DuckDB in the Cloud with MotherDuck

This is a summary of a book chapter from DuckDB in Action, published by Manning. Download the complete book for free to read the complete chapter.

Introduction to MotherDuck

MotherDuck is a serverless analytics platform that allows users to query and analyze cloud-stored data using a browser or DuckDB APIs, eliminating the need for server or cluster management.

How it works

MotherDuck operates through a web UI, CLI, and integrations with languages like Python, utilizing a special DuckDB version that enables hybrid query execution by determining the optimal execution engine for each part of a query.

Why use MotherDuck

MotherDuck offers a simplified, efficient data warehouse solution ideal for small to medium-sized datasets, hybrid query execution on data lakes, and sharing read-only database snapshots with other users.

Getting started with MotherDuck

To start using MotherDuck, sign up for an account through the MotherDuck website and use the web UI to manage databases, execute queries, and access the MotherDuck API token for external access.

Using MotherDuck through the UI

The MotherDuck web UI offers a notebook-like environment for writing and executing SQL queries, managing databases, and viewing detailed query results with features such as sorting, pivoting, and filtering.

Connecting to MotherDuck with DuckDB via token based authentication

Authenticate your DuckDB CLI or language integration with MotherDuck using a token-based system, enabling seamless access to shared databases and instances.
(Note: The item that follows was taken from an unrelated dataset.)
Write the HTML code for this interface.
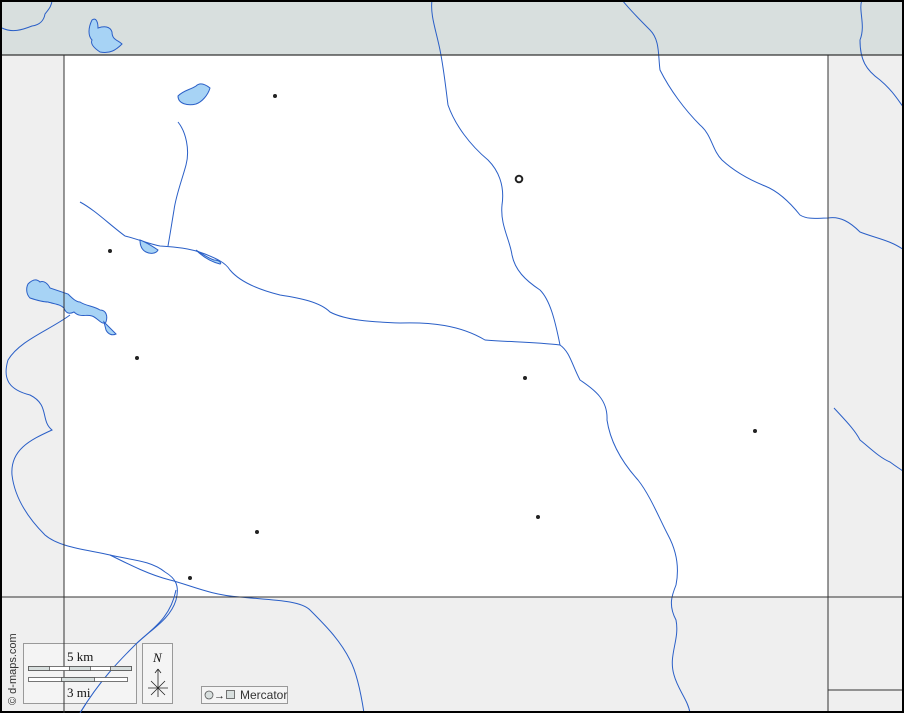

Making the best possible use of MotherDuck

MotherDuck adds features to DuckDB for cloud interaction, including database management, data sharing, S3 access, and controlling query execution locations to optimize performance and costs.
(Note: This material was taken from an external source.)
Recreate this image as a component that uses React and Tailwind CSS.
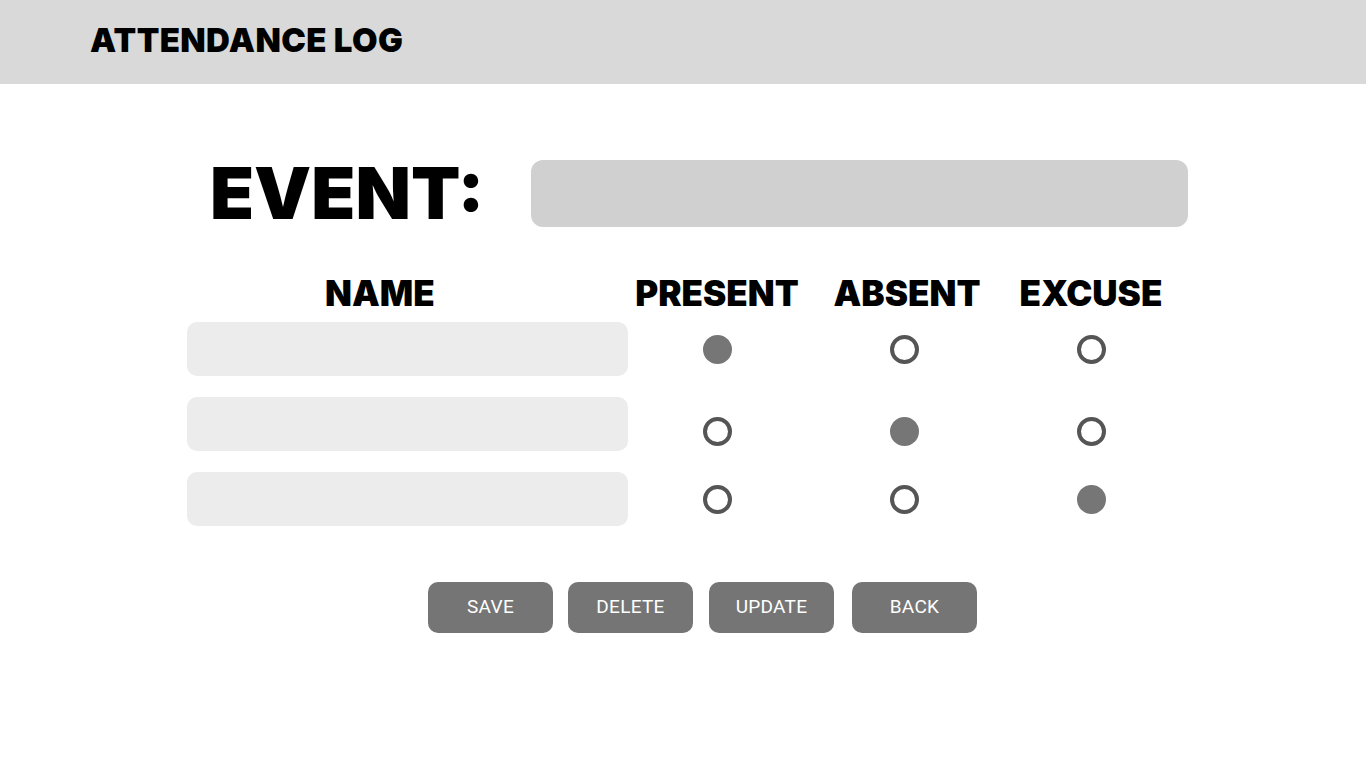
import React from "react";

const heavy = { fontFamily: "Inter, 'DejaVu Sans', sans-serif" };

function Radio({ filled }) {
  return filled ? (
    <div className="w-[29px] h-[29px] rounded-full bg-[#767676]" />
  ) : (
    <div className="w-[29px] h-[29px] rounded-full border-[4px] border-[#555555] bg-white" />
  );
}

const rows = [
  { sel: 0, shift: "" },
  { sel: 1, shift: "mt-[14px]" },
  { sel: 2, shift: "" },
];

const buttons = [
  { t: "SAVE", ml: "ml-[428px]" },
  { t: "DELETE", ml: "ml-[15px]" },
  { t: "UPDATE", ml: "ml-[16px]" },
  { t: "BACK", ml: "ml-[18px]" },
];

export default function App() {
  return (
    <div className="w-[1366px] h-[768px] bg-white overflow-hidden">
      <header className="h-[84px] bg-[#d9d9d9] flex items-center pl-[90px] pb-[4px]">
        <h1
          className="text-[33px] font-black text-black tracking-[0.4px] leading-none"
          style={heavy}
        >
          ATTENDANCE LOG
        </h1>
      </header>

      <div className="flex items-center pl-[210px] mt-[73px]">
        <div
          className="w-[321px] text-[72px] font-black leading-none text-black"
          style={heavy}
        >
          EVENT:
        </div>
        <div className="w-[657px] h-[67px] rounded-[12px] bg-[#d0d0d0]" />
      </div>

      <div className="ml-[187px] mt-[42px] grid grid-cols-[441px_178px_196px_178px] items-center">
        <div
          className="pl-[138px] text-[35px] font-black leading-none text-black h-[44px] flex items-center"
          style={heavy}
        >
          NAME
        </div>
        <div className="text-center text-[35px] font-black leading-none text-black" style={heavy}>
          PRESENT
        </div>
        <div className="text-center pl-[6px] text-[35px] font-black leading-none text-black" style={heavy}>
          ABSENT
        </div>
        <div className="text-center text-[35px] font-black leading-none text-black" style={heavy}>
          EXCUSE
        </div>
      </div>

      <div className="ml-[187px] mt-[7px] flex flex-col gap-[21px]">
        {rows.map((r, i) => (
          <div key={i} className="grid grid-cols-[441px_178px_196px_178px] items-center h-[54px]">
            <div className="w-[441px] h-[54px] rounded-[10px] bg-[#ececec]" />
            {[0, 1, 2].map((c) => (
              <div key={c} className={`flex justify-center ${r.shift}`}>
                <Radio filled={r.sel === c} />
              </div>
            ))}
          </div>
        ))}
      </div>

      <div
        className="flex mt-[56px]"
        style={{ fontFamily: "Roboto, 'Noto Sans', sans-serif" }}
      >
        {buttons.map((b) => (
          <button
            key={b.t}
            className={`${b.ml} w-[125px] h-[51px] rounded-[10px] bg-[#757575] text-white text-[19px] font-normal tracking-[0.3px] flex items-center justify-center`}
          >
            {b.t}
          </button>
        ))}
      </div>
    </div>
  );
}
Uploading Databases to MotherDuck

Upload local DuckDB databases to MotherDuck for shared access, making sure to detach any active database sessions to avoid conflicts during the upload process.
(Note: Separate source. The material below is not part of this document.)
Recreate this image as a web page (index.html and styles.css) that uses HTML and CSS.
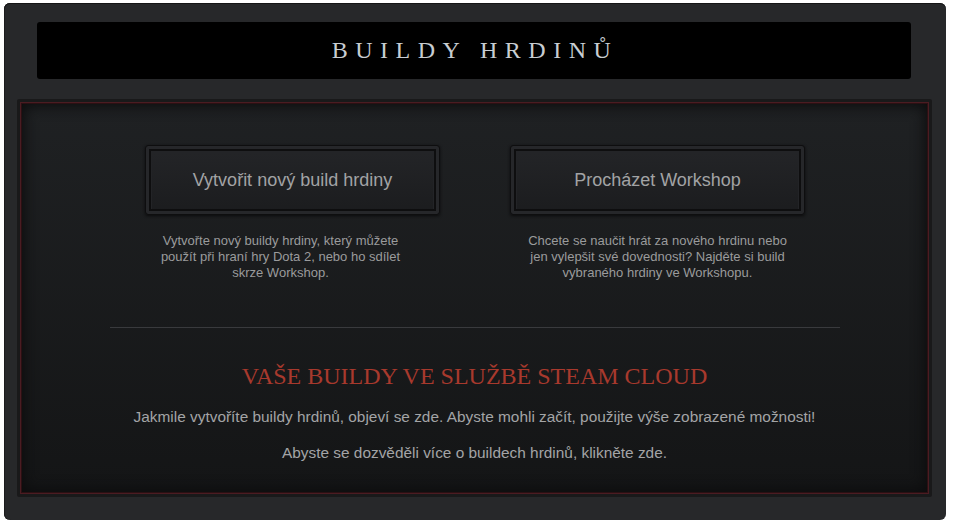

Creating databases in MotherDuck

Create and manage databases directly in MotherDuck using SQL commands, facilitating efficient cloud-based schema and data management.

MotherDuck allows users to share read-only snapshots of databases, enabling collaborative analysis by generating shareable links that others can use to access the shared data.

Managing S3 secrets and loading Data from S3 Buckets

Store and manage S3 secrets in MotherDuck to securely access and query data in S3 buckets, simplifying the integration of cloud storage with DuckDB queries.

Controlling from where data is ingested and optimizing MotherDuck usage

Optimize costs and performance by controlling where functions are executed (locally or remotely) and understanding the pricing structure for storage and compute usage in MotherDuck.

Querying your data with AI

MotherDuck provides an AI feature that generates SQL statements from natural language prompts, making SQL querying more accessible and allowing for automated query corrections.

Integrations

MotherDuck supports various data transfer, business intelligence, and data visualization tools, seamlessly integrating with existing DuckDB drivers and enabling broad application within data pipelines.

Summary

MotherDuck simplifies data analytics by providing a serverless platform for querying cloud-stored data without managing infrastructure, supporting local and remote datasets, and facilitating natural language querying for users unfamiliar with SQL.